Both articles mention that the suspect needs to meet four criteria to have their identity disclosed: “The crime shall be a specific violent crime which has been committed in a cruel way and has brought material damage; sufficient evidence shall exist to prove that the criminal suspect has committed the crime; disclosure shall be required for the public good only; and the suspect shall not be a juvenile.” 

Seung Jae-hyun, a researcher at the Korean Institute of Criminology and Justice (left) and Lee Soo-jung, criminal psychology professor at Kyonggi University. (Yonhap) Seung Jae-hyun, a researcher at the Korean Institute of Criminology and Justice (left) and Lee Soo-jung, criminal psychology professor at Kyonggi University. (Yonhap)
Lee Soo-jung, criminal psychology professor at Kyonggi University, pointed out the lack of clarity in the language.

“The law needs to define things more clearly. Only when the scope of ‘crime which has been committed in a cruel way’ is properly determined will the judgment not be swung by the arbitrary standards of the police committee,” she said.

Seung Jae-hyun, a researcher at the Korean Institute of Criminology and Justice, focused on the problem of the police committee, saying that “the fact that decisions made by the committees are inconsistent is a problem, but it is also a big problem that whether to hold a committee or not is inconsistent.”

He points out that the police’s inconsistent attitude was also seen in the Inha University case.
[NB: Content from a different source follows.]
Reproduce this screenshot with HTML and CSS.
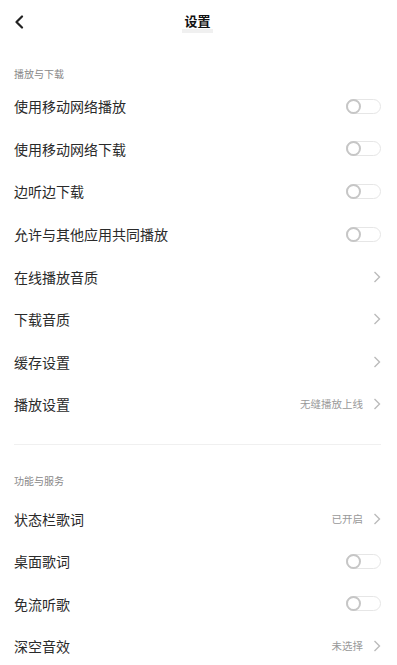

There was no police committee for this case because the suspect was charged with quasi-rape resulting in death, not murder, which means he did not meet the requirements for disclosure of personal information. However, the police chose not to open the police committee even before the charges were decided by the prosecution.

To make things fair, suspects must be unmasked without exceptions if he or she meets the conditions specified by the law, Seung explained. “However, in its current state, it is impossible to predict whether the police committee will be convened or not, because the decision is solely made by each police agency,” he added.